In April, Esprit de Corps received similar comments in a letter from Charlotte Bell, a lawyer who had been with the Canadian government’s Crimes Against Humanity and War Crimes Unit. Bell was objecting to an October 2020 Esprit article which outlined how members of Ukraine’s Waffen SS were brought to Canada despite their role in fighting for Hitler and the Third Reich.
“As you know, the Galicia Division was a fighting unit,” Bell wrote. “It was part of the Waffen-SS (Armed SS) and not a part of the Allgemeine-SS (General SS). The Allgemeine-SS dealt mainly with police and “racial” matters. The Waffen SS fought soldiers of the opposing army.”
Bell’s claim that the Waffen SS was an organization that “fought soldiers of the opposing army” is absolutely false, and arguably, extremely offensive to the memory of the Canadian soldiers brutally murdered at Normandy.

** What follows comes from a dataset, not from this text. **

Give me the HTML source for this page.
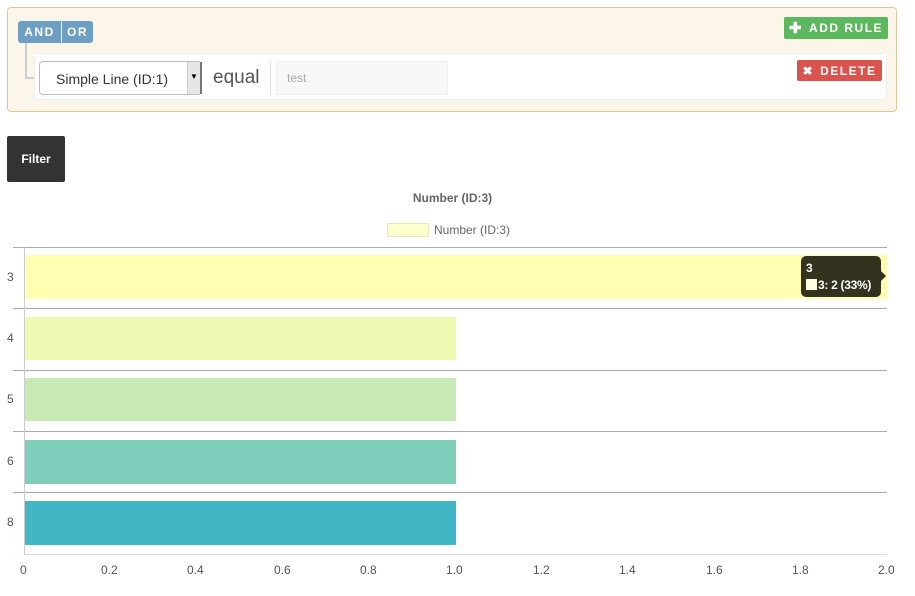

How has it come to the point where some Canadians believe the Waffen SS were somehow honorable soldiers?
After all, the war crimes of the Waffen SS are well documented. The massacre of the Canadian soldiers by 12th SS Panzer Division has been well publicized over the decades.
As the United States Holocaust Museum clearly points out on its website, the Waffen SS was “heavily involved in the commission of the Holocaust through their participation in mass shootings, anti-partisan warfare, and in supplying guards for Nazi concentration camps.”
It is estimated that about one third of those who made up the notorious Nazi Einsatzgruppen murder squads, responsible for the killings of 1.4 million Jews and others, had come from the ranks of the Waffen SS.
In addition, other Waffen SS units directly took part in the murder of tens of thousands of innocent civilians as well as unarmed soldiers in other actions. Such incidents are too numerous to mention but here are several examples: the SS Cavalry Brigade, a unit of the Waffen-SS, murdered 14,178 Jews during its operations in July, 1941 in Russia;. units from the Waffen SS participated in the extermination of Jews during the Warsaw Ghetto Uprising in 1943, killing 7,000 and rounding up another 50,000 to be gassed; the Waffen SS unit, Das Reich, murdered 642 French civilians at Oradour-sur-Glane in June 1944. And the list goes on.
When it comes to the Ukrainian SS (14th SS Galicia), which Bell defended in her letter, there are also allegations of war crimes. In 2003 a Polish government commission into Nazi war crimes concluded the 14th SS Galicia was responsible for the massacre of women and children in the village of Huta Pieniacka. Ukraine’s government also agreed with this conclusion, although the two government commissions disagreed on the numbers of civilians murdered by SS Galicia. The Ukrainian investigation estimated around 500 people were killed. The Polish commission put the number of those murdered by SS Galicia at 700 to 1,500.
So how did the reputation of the Waffen SS get sanitized to the point that today many think of this fanatical Nazi organization as a military force that only “fought other soldiers?”
This deception is the result of one of the most effective propaganda campaigns of the post-war era, headed in part by none other than Kurt Meyer, the same SS officer found responsible for the murder of Canadian soldiers.
At the heart of this historical revisionism was the HIAG, a SS lobby group formed in the 1950s of high-ranking Waffen SS officers including Meyer and Sepp Dietrich, another die-hard Nazi convicted of war crimes for the murder of U.S. soldiers.